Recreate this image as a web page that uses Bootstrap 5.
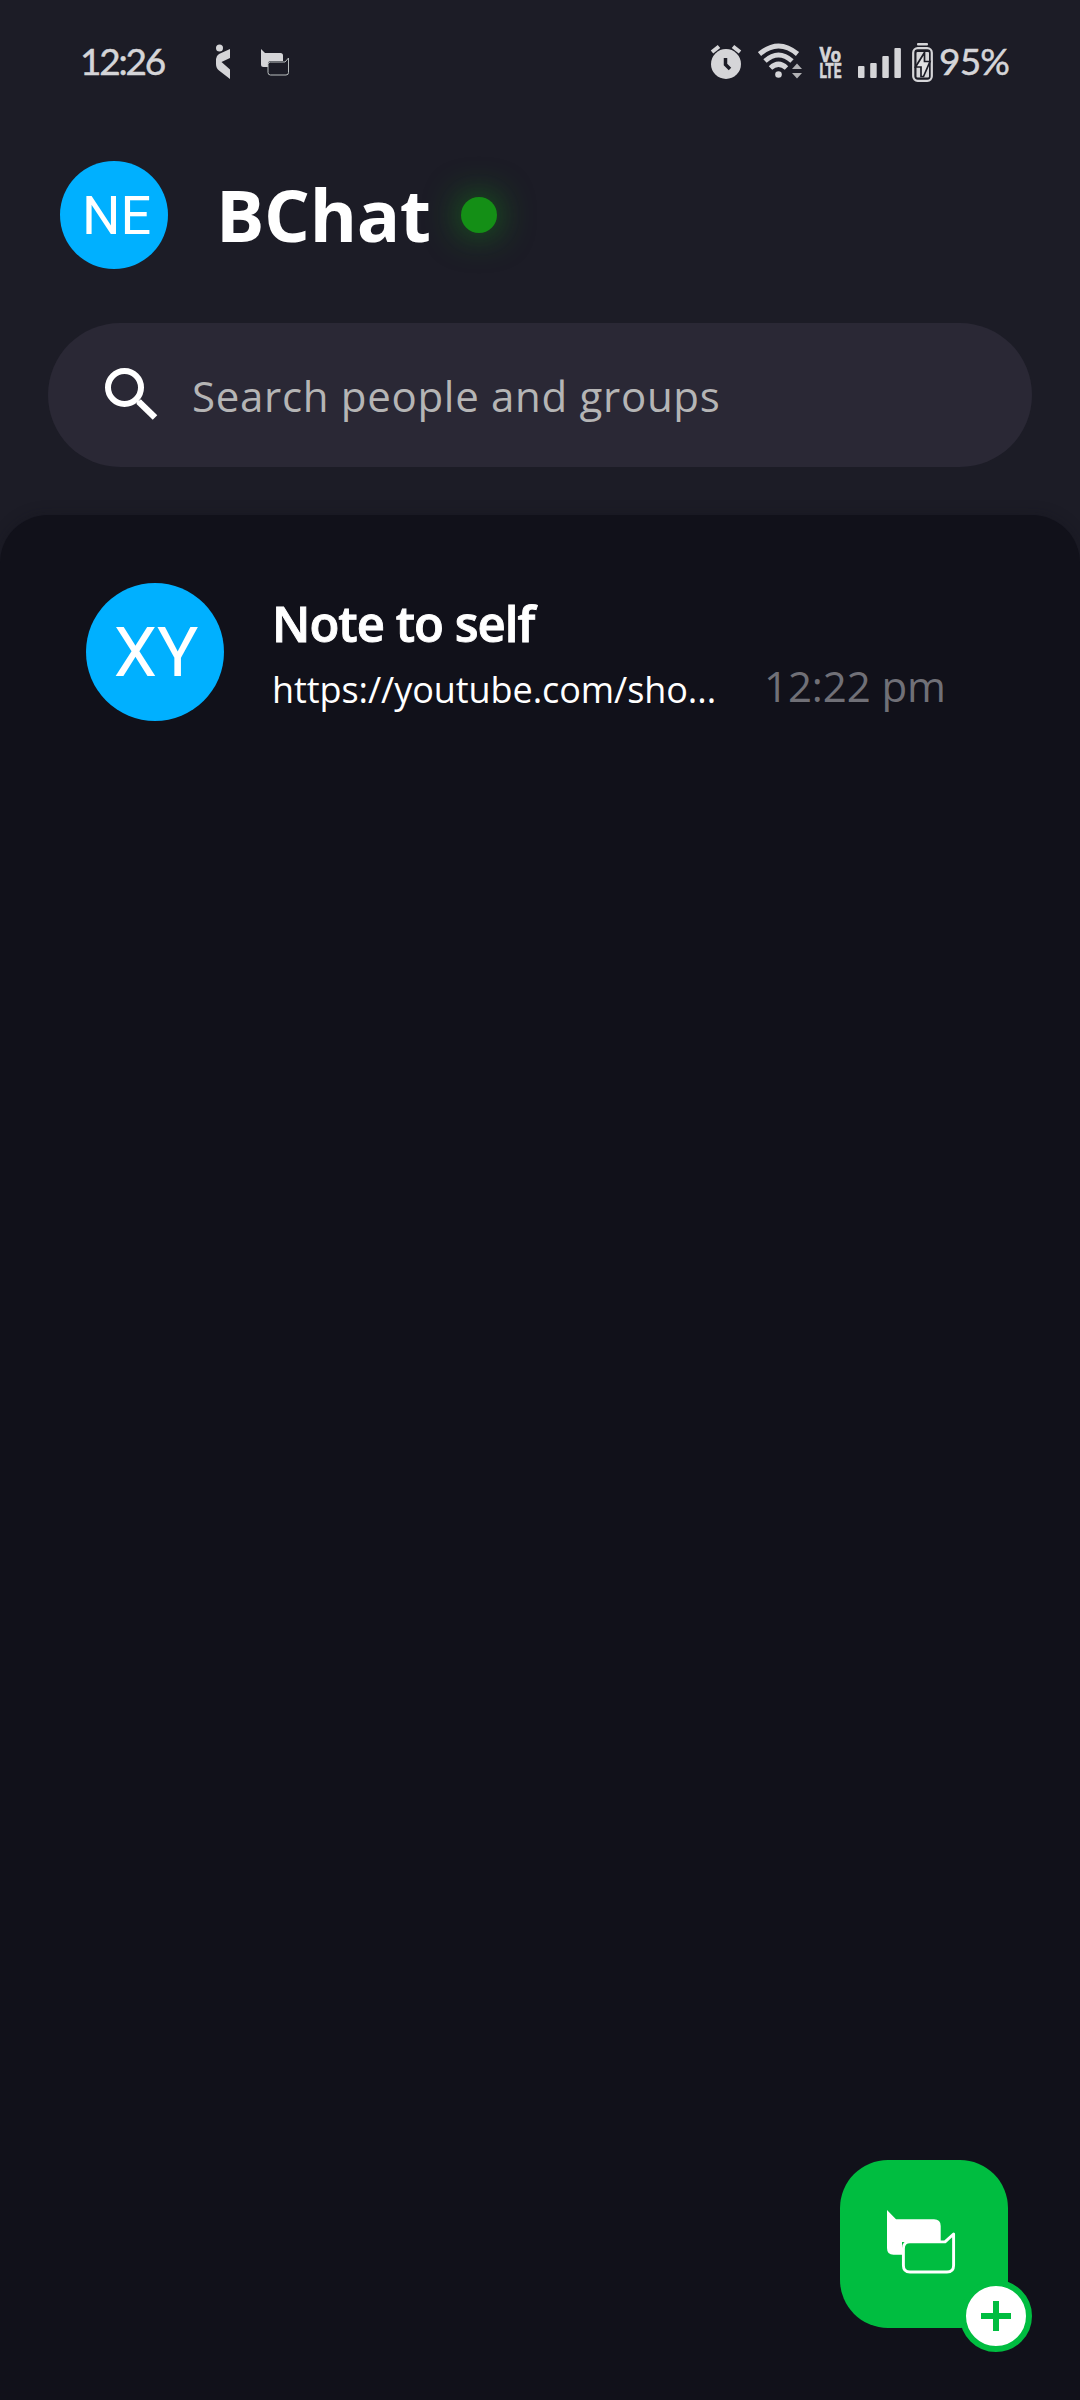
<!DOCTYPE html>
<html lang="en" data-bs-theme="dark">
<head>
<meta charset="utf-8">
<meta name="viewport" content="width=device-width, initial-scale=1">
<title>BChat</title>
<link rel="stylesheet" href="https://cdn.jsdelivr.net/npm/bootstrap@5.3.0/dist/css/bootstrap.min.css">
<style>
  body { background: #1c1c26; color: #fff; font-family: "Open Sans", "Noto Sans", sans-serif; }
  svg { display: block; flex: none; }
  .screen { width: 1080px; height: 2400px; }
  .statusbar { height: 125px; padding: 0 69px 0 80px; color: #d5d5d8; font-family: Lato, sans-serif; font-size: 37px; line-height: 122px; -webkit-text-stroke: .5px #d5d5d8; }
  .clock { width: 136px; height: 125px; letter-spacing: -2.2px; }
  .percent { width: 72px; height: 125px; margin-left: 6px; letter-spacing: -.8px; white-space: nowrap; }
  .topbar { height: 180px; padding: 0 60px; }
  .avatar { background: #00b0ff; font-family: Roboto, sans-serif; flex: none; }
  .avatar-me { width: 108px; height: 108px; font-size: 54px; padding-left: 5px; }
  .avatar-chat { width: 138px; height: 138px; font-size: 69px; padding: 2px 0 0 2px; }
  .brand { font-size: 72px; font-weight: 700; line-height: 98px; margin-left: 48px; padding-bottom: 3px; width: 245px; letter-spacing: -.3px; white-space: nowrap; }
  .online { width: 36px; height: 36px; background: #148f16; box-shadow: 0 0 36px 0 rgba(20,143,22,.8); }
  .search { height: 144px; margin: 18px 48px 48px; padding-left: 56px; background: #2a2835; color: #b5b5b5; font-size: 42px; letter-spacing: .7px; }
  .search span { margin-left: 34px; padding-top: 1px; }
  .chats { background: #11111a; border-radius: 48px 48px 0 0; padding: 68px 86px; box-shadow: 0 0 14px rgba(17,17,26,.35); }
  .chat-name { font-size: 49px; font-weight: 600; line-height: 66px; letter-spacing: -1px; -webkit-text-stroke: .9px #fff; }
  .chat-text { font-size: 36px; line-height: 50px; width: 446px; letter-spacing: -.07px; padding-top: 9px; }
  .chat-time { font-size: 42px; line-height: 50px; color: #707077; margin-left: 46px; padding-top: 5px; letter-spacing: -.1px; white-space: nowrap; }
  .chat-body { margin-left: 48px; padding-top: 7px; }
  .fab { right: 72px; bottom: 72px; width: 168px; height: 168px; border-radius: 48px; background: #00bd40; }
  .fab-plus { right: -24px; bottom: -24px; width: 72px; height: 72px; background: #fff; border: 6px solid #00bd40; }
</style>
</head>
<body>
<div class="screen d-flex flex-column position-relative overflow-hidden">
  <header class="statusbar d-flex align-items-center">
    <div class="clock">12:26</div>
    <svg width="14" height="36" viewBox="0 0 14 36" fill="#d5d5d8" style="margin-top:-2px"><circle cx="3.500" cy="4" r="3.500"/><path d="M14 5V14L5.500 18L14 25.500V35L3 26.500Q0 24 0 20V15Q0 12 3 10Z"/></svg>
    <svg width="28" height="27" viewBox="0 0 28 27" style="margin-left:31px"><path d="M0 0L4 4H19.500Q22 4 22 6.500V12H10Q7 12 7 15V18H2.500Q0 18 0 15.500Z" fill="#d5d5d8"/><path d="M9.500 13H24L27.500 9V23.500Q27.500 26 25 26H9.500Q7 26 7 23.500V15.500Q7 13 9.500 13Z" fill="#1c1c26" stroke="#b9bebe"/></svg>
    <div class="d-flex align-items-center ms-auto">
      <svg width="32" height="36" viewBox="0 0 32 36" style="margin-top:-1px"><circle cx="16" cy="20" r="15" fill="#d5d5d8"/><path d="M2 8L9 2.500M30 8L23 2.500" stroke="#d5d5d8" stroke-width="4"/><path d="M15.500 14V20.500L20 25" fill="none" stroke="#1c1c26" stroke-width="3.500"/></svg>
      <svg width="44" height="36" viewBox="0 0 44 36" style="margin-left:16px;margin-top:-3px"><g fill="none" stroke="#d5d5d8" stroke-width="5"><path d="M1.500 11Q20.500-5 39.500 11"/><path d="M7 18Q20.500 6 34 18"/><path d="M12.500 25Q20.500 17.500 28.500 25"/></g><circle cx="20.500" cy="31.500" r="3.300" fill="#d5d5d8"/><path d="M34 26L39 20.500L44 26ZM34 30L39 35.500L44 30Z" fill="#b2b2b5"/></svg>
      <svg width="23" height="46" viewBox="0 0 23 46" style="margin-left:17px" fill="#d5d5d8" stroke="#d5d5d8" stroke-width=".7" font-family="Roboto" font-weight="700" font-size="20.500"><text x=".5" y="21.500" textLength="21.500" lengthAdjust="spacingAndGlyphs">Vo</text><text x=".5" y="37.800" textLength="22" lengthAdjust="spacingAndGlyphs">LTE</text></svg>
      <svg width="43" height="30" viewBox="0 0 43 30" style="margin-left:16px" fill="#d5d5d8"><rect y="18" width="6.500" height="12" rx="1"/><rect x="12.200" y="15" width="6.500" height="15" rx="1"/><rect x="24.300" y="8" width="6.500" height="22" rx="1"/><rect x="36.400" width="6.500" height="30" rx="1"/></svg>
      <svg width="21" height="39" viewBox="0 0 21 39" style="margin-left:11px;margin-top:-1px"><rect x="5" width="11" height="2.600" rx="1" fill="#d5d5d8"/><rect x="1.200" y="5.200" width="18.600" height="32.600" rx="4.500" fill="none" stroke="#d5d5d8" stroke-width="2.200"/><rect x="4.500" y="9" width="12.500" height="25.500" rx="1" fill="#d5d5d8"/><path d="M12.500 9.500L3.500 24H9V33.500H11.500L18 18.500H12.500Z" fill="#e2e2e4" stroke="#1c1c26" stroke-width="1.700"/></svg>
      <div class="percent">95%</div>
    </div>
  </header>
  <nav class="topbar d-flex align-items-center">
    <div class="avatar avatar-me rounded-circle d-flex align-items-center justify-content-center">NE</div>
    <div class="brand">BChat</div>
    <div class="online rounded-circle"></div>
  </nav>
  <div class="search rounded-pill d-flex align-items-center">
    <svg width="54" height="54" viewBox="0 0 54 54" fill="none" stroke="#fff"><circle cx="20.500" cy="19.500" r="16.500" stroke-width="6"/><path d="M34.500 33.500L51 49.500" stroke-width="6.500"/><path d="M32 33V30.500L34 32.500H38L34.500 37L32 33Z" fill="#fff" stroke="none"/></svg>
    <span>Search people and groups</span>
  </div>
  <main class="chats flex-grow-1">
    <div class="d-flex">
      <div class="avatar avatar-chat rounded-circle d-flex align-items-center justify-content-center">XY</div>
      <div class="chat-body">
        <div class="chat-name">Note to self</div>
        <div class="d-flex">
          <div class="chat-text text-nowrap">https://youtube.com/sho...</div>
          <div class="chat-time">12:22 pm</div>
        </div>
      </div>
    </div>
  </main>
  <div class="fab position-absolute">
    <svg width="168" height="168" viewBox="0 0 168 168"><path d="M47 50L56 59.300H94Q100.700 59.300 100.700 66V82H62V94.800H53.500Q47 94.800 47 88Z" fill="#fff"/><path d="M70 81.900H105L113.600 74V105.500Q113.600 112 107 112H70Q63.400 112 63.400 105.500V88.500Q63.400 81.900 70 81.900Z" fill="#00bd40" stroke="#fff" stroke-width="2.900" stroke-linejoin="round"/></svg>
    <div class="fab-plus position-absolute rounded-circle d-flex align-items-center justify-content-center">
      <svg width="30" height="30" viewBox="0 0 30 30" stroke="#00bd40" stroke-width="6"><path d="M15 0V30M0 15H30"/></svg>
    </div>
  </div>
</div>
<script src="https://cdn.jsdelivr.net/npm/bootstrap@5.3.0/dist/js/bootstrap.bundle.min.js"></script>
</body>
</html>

====

What is required =
Could you repeat all of the material exactly? Pictures should not be copied.

Task output =
Recreate this image as a web page that uses Bootstrap 5.
<!DOCTYPE html>
<html lang="en" data-bs-theme="dark">
<head>
<meta charset="utf-8">
<meta name="viewport" content="width=device-width, initial-scale=1">
<title>BChat</title>
<link rel="stylesheet" href="https://cdn.jsdelivr.net/npm/bootstrap@5.3.0/dist/css/bootstrap.min.css">
<style>
  body { background: #1c1c26; color: #fff; font-family: "Open Sans", "Noto Sans", sans-serif; }
  svg { display: block; flex: none; }
  .screen { width: 1080px; height: 2400px; }
  .statusbar { height: 125px; padding: 0 69px 0 80px; color: #d5d5d8; font-family: Lato, sans-serif; font-size: 37px; line-height: 122px; -webkit-text-stroke: .5px #d5d5d8; }
  .clock { width: 136px; height: 125px; letter-spacing: -2.2px; }
  .percent { width: 72px; height: 125px; margin-left: 6px; letter-spacing: -.8px; white-space: nowrap; }
  .topbar { height: 180px; padding: 0 60px; }
  .avatar { background: #00b0ff; font-family: Roboto, sans-serif; flex: none; }
  .avatar-me { width: 108px; height: 108px; font-size: 54px; padding-left: 5px; }
  .avatar-chat { width: 138px; height: 138px; font-size: 69px; padding: 2px 0 0 2px; }
  .brand { font-size: 72px; font-weight: 700; line-height: 98px; margin-left: 48px; padding-bottom: 3px; width: 245px; letter-spacing: -.3px; white-space: nowrap; }
  .online { width: 36px; height: 36px; background: #148f16; box-shadow: 0 0 36px 0 rgba(20,143,22,.8); }
  .search { height: 144px; margin: 18px 48px 48px; padding-left: 56px; background: #2a2835; color: #b5b5b5; font-size: 42px; letter-spacing: .7px; }
  .search span { margin-left: 34px; padding-top: 1px; }
  .chats { background: #11111a; border-radius: 48px 48px 0 0; padding: 68px 86px; box-shadow: 0 0 14px rgba(17,17,26,.35); }
  .chat-name { font-size: 49px; font-weight: 600; line-height: 66px; letter-spacing: -1px; -webkit-text-stroke: .9px #fff; }
  .chat-text { font-size: 36px; line-height: 50px; width: 446px; letter-spacing: -.07px; padding-top: 9px; }
  .chat-time { font-size: 42px; line-height: 50px; color: #707077; margin-left: 46px; padding-top: 5px; letter-spacing: -.1px; white-space: nowrap; }
  .chat-body { margin-left: 48px; padding-top: 7px; }
  .fab { right: 72px; bottom: 72px; width: 168px; height: 168px; border-radius: 48px; background: #00bd40; }
  .fab-plus { right: -24px; bottom: -24px; width: 72px; height: 72px; background: #fff; border: 6px solid #00bd40; }
</style>
</head>
<body>
<div class="screen d-flex flex-column position-relative overflow-hidden">
  <header class="statusbar d-flex align-items-center">
    <div class="clock">12:26</div>
    <svg width="14" height="36" viewBox="0 0 14 36" fill="#d5d5d8" style="margin-top:-2px"><circle cx="3.500" cy="4" r="3.500"/><path d="M14 5V14L5.500 18L14 25.500V35L3 26.500Q0 24 0 20V15Q0 12 3 10Z"/></svg>
    <svg width="28" height="27" viewBox="0 0 28 27" style="margin-left:31px"><path d="M0 0L4 4H19.500Q22 4 22 6.500V12H10Q7 12 7 15V18H2.500Q0 18 0 15.500Z" fill="#d5d5d8"/><path d="M9.500 13H24L27.500 9V23.500Q27.500 26 25 26H9.500Q7 26 7 23.500V15.500Q7 13 9.500 13Z" fill="#1c1c26" stroke="#b9bebe"/></svg>
    <div class="d-flex align-items-center ms-auto">
      <svg width="32" height="36" viewBox="0 0 32 36" style="margin-top:-1px"><circle cx="16" cy="20" r="15" fill="#d5d5d8"/><path d="M2 8L9 2.500M30 8L23 2.500" stroke="#d5d5d8" stroke-width="4"/><path d="M15.500 14V20.500L20 25" fill="none" stroke="#1c1c26" stroke-width="3.500"/></svg>
      <svg width="44" height="36" viewBox="0 0 44 36" style="margin-left:16px;margin-top:-3px"><g fill="none" stroke="#d5d5d8" stroke-width="5"><path d="M1.500 11Q20.500-5 39.500 11"/><path d="M7 18Q20.500 6 34 18"/><path d="M12.500 25Q20.500 17.500 28.500 25"/></g><circle cx="20.500" cy="31.500" r="3.300" fill="#d5d5d8"/><path d="M34 26L39 20.500L44 26ZM34 30L39 35.500L44 30Z" fill="#b2b2b5"/></svg>
      <svg width="23" height="46" viewBox="0 0 23 46" style="margin-left:17px" fill="#d5d5d8" stroke="#d5d5d8" stroke-width=".7" font-family="Roboto" font-weight="700" font-size="20.500"><text x=".5" y="21.500" textLength="21.500" lengthAdjust="spacingAndGlyphs">Vo</text><text x=".5" y="37.800" textLength="22" lengthAdjust="spacingAndGlyphs">LTE</text></svg>
      <svg width="43" height="30" viewBox="0 0 43 30" style="margin-left:16px" fill="#d5d5d8"><rect y="18" width="6.500" height="12" rx="1"/><rect x="12.200" y="15" width="6.500" height="15" rx="1"/><rect x="24.300" y="8" width="6.500" height="22" rx="1"/><rect x="36.400" width="6.500" height="30" rx="1"/></svg>
      <svg width="21" height="39" viewBox="0 0 21 39" style="margin-left:11px;margin-top:-1px"><rect x="5" width="11" height="2.600" rx="1" fill="#d5d5d8"/><rect x="1.200" y="5.200" width="18.600" height="32.600" rx="4.500" fill="none" stroke="#d5d5d8" stroke-width="2.200"/><rect x="4.500" y="9" width="12.500" height="25.500" rx="1" fill="#d5d5d8"/><path d="M12.500 9.500L3.500 24H9V33.500H11.500L18 18.500H12.500Z" fill="#e2e2e4" stroke="#1c1c26" stroke-width="1.700"/></svg>
      <div class="percent">95%</div>
    </div>
  </header>
  <nav class="topbar d-flex align-items-center">
    <div class="avatar avatar-me rounded-circle d-flex align-items-center justify-content-center">NE</div>
    <div class="brand">BChat</div>
    <div class="online rounded-circle"></div>
  </nav>
  <div class="search rounded-pill d-flex align-items-center">
    <svg width="54" height="54" viewBox="0 0 54 54" fill="none" stroke="#fff"><circle cx="20.500" cy="19.500" r="16.500" stroke-width="6"/><path d="M34.500 33.500L51 49.500" stroke-width="6.500"/><path d="M32 33V30.500L34 32.500H38L34.500 37L32 33Z" fill="#fff" stroke="none"/></svg>
    <span>Search people and groups</span>
  </div>
  <main class="chats flex-grow-1">
    <div class="d-flex">
      <div class="avatar avatar-chat rounded-circle d-flex align-items-center justify-content-center">XY</div>
      <div class="chat-body">
        <div class="chat-name">Note to self</div>
        <div class="d-flex">
          <div class="chat-text text-nowrap">https://youtube.com/sho...</div>
          <div class="chat-time">12:22 pm</div>
        </div>
      </div>
    </div>
  </main>
  <div class="fab position-absolute">
    <svg width="168" height="168" viewBox="0 0 168 168"><path d="M47 50L56 59.300H94Q100.700 59.300 100.700 66V82H62V94.800H53.500Q47 94.800 47 88Z" fill="#fff"/><path d="M70 81.900H105L113.600 74V105.500Q113.600 112 107 112H70Q63.400 112 63.400 105.500V88.500Q63.400 81.900 70 81.900Z" fill="#00bd40" stroke="#fff" stroke-width="2.900" stroke-linejoin="round"/></svg>
    <div class="fab-plus position-absolute rounded-circle d-flex align-items-center justify-content-center">
      <svg width="30" height="30" viewBox="0 0 30 30" stroke="#00bd40" stroke-width="6"><path d="M15 0V30M0 15H30"/></svg>
    </div>
  </div>
</div>
<script src="https://cdn.jsdelivr.net/npm/bootstrap@5.3.0/dist/js/bootstrap.bundle.min.js"></script>
</body>
</html>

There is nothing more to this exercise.